The exercise: Copy out all the lines where "React" shows up.

====== The records ======

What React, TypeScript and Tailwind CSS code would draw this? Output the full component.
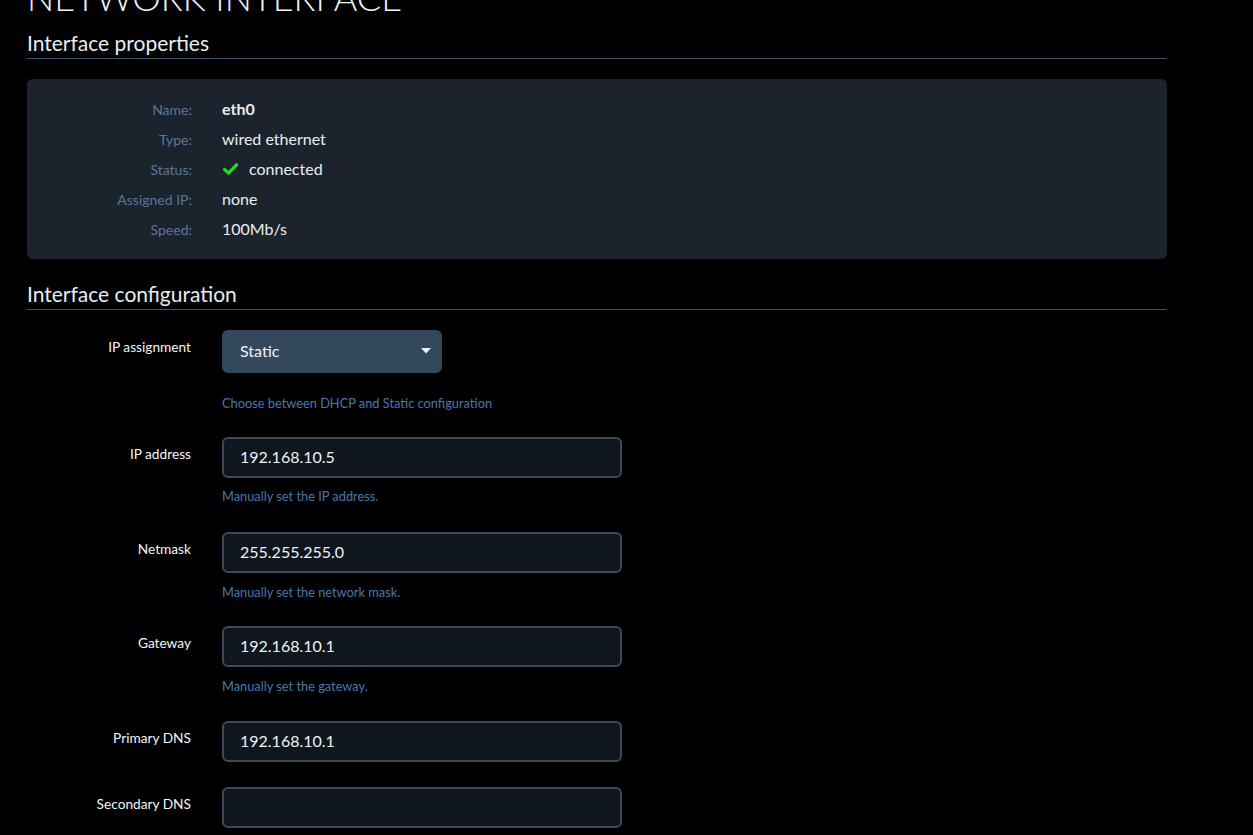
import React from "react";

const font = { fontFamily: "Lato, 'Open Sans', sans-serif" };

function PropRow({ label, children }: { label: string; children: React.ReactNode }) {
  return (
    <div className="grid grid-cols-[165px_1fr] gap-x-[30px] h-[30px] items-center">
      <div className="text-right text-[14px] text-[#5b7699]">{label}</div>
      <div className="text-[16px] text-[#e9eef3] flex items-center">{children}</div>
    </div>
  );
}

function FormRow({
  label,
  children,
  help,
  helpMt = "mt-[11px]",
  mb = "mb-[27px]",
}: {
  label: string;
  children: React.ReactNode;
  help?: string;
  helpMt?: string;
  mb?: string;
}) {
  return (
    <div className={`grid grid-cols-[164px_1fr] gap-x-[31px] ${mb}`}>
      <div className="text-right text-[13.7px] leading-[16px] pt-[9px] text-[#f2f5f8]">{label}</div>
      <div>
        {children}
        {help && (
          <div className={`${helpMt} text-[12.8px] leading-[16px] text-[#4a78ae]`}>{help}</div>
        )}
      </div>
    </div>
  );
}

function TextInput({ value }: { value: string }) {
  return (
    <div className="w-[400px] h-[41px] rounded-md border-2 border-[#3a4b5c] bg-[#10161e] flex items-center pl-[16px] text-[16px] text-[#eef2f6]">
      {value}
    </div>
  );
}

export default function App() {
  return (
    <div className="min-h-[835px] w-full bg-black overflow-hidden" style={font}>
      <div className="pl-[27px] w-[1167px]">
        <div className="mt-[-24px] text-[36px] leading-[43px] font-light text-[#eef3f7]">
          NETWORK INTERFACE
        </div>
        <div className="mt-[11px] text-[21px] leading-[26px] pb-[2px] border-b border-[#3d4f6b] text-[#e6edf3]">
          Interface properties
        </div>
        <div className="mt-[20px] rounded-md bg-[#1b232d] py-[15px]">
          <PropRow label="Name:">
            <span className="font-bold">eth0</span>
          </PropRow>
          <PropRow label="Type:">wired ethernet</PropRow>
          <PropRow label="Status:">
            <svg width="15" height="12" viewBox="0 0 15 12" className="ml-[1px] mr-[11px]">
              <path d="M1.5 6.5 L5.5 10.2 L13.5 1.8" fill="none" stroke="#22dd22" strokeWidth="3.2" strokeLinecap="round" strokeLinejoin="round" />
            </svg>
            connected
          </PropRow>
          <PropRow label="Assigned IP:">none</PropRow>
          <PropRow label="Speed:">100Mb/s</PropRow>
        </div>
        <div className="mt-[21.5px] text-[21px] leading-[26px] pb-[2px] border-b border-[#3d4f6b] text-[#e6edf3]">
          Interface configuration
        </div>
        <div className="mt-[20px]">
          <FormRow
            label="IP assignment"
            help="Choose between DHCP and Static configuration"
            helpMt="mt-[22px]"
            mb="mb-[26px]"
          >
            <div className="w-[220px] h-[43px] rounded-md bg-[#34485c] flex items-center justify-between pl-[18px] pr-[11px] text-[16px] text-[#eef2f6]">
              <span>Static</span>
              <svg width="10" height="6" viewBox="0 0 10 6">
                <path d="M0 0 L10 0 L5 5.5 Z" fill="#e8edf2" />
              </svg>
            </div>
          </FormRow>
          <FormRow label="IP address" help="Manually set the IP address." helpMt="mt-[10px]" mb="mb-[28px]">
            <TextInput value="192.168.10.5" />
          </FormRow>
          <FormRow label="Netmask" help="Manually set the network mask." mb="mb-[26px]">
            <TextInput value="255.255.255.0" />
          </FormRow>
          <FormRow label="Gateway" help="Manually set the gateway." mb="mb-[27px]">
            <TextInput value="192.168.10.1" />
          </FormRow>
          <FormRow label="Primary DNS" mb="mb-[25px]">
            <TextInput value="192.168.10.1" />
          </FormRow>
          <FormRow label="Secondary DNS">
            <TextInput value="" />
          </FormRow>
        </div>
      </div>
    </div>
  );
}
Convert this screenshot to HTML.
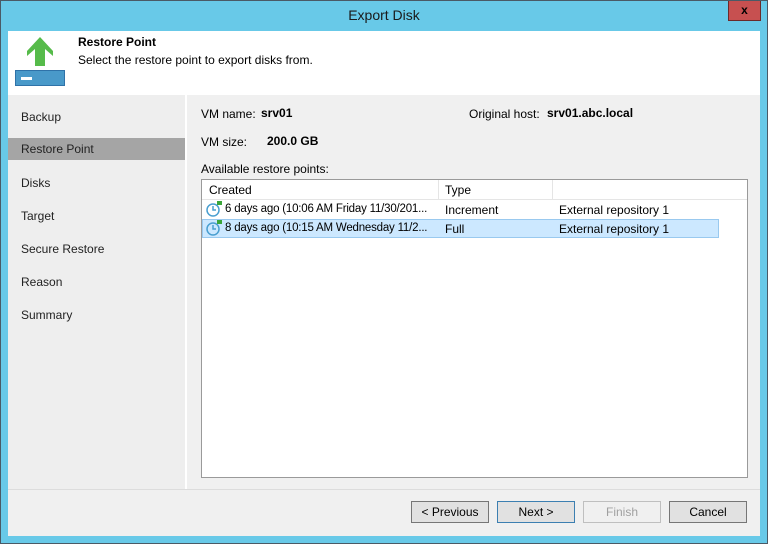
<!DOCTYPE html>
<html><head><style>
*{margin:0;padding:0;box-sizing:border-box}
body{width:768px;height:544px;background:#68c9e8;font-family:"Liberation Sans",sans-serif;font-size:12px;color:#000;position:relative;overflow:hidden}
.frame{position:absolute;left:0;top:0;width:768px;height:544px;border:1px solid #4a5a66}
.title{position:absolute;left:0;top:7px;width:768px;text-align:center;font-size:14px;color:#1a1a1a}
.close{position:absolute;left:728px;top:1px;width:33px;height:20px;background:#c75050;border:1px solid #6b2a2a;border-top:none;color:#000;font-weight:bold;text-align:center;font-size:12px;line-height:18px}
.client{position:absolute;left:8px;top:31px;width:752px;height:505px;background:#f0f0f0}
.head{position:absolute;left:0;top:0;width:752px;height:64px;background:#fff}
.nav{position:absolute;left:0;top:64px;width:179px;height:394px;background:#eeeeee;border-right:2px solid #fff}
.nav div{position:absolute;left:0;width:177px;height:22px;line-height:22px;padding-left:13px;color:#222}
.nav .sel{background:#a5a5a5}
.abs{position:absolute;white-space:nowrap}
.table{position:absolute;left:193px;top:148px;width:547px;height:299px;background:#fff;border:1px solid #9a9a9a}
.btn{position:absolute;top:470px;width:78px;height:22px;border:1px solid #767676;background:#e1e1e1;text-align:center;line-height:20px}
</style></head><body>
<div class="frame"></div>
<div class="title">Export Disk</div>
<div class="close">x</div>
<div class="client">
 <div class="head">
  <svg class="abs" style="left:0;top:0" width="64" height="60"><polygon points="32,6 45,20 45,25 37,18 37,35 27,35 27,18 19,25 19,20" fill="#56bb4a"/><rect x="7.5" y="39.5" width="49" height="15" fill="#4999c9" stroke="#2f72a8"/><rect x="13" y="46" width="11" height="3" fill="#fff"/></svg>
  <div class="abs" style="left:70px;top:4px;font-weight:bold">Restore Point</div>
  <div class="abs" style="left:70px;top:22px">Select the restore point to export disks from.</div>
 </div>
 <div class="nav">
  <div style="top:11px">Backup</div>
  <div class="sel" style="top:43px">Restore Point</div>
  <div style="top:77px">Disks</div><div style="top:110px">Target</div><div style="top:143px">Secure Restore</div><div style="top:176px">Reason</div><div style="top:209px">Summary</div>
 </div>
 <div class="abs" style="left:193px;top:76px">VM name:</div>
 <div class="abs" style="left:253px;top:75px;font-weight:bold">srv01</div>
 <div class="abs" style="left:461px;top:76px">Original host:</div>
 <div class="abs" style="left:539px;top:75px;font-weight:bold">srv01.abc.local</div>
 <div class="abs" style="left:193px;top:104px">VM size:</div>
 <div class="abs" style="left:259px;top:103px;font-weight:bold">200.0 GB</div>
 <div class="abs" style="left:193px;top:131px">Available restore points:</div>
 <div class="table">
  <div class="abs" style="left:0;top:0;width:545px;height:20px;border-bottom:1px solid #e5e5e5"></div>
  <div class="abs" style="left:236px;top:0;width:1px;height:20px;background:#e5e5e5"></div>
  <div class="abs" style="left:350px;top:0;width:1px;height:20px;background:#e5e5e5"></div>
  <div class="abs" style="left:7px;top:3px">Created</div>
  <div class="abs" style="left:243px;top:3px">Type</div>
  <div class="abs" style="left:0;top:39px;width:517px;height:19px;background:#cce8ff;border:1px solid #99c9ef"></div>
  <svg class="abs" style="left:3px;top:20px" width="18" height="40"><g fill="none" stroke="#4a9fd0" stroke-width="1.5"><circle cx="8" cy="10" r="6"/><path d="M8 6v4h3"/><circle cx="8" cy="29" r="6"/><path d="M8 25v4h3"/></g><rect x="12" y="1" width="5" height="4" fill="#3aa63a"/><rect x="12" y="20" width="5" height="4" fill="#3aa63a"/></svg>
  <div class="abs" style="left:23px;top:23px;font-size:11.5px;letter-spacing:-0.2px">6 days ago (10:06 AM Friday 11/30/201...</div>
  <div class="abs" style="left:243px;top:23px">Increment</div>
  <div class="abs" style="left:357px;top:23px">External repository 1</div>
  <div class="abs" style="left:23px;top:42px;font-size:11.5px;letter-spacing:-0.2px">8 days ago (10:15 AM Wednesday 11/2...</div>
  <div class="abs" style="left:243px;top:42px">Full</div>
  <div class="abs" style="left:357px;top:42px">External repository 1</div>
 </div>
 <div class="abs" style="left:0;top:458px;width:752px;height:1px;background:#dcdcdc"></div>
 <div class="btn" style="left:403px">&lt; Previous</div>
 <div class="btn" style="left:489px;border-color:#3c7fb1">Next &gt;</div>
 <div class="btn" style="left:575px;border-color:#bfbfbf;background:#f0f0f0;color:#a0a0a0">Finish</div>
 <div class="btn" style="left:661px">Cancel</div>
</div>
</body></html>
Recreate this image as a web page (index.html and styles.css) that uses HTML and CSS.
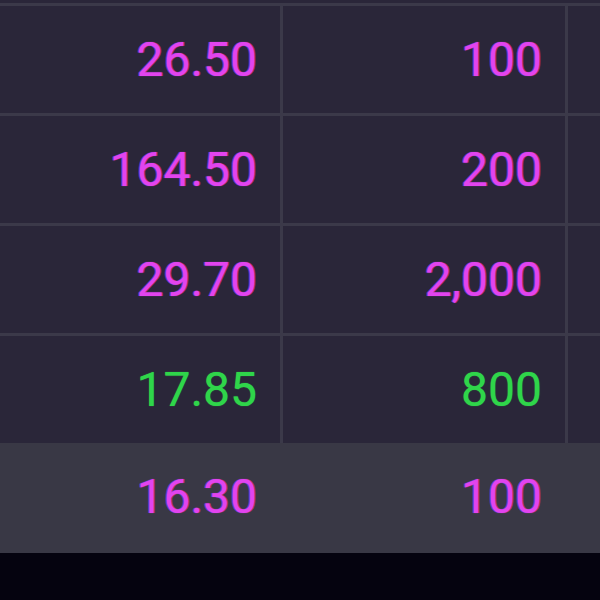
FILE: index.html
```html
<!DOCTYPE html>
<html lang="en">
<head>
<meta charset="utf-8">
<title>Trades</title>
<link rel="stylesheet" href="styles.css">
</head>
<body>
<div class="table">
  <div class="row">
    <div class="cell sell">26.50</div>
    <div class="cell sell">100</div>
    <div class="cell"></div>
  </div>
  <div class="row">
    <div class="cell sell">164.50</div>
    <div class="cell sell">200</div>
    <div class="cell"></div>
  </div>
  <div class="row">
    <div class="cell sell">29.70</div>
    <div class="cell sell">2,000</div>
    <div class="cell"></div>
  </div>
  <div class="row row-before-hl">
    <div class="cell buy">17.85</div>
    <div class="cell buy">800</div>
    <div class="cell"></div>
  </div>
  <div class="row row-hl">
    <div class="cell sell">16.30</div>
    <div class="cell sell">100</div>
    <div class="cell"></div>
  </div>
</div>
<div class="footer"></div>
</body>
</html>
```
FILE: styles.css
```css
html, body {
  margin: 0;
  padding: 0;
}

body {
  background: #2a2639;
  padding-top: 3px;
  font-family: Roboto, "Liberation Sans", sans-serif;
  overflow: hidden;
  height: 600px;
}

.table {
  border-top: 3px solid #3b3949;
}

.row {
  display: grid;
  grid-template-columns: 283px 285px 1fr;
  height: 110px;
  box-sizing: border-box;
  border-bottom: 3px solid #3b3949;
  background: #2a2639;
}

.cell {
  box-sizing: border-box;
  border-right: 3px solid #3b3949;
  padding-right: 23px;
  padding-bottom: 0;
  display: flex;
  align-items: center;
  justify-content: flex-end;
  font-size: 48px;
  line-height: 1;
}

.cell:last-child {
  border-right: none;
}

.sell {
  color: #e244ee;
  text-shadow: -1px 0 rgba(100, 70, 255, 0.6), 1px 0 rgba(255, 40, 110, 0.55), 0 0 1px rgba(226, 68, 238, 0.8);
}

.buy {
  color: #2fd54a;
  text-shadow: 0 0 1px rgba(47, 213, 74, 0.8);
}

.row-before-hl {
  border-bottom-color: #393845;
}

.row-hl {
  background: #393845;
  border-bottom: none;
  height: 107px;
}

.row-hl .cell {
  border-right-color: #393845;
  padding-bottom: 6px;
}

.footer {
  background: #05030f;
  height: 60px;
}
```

======

Output:
What React, TypeScript and Tailwind CSS code would draw this? Output the full component.
import React from "react";
function PropRow({ label, children }: { label: string; children: React.ReactNode }) {
  children: React.ReactNode;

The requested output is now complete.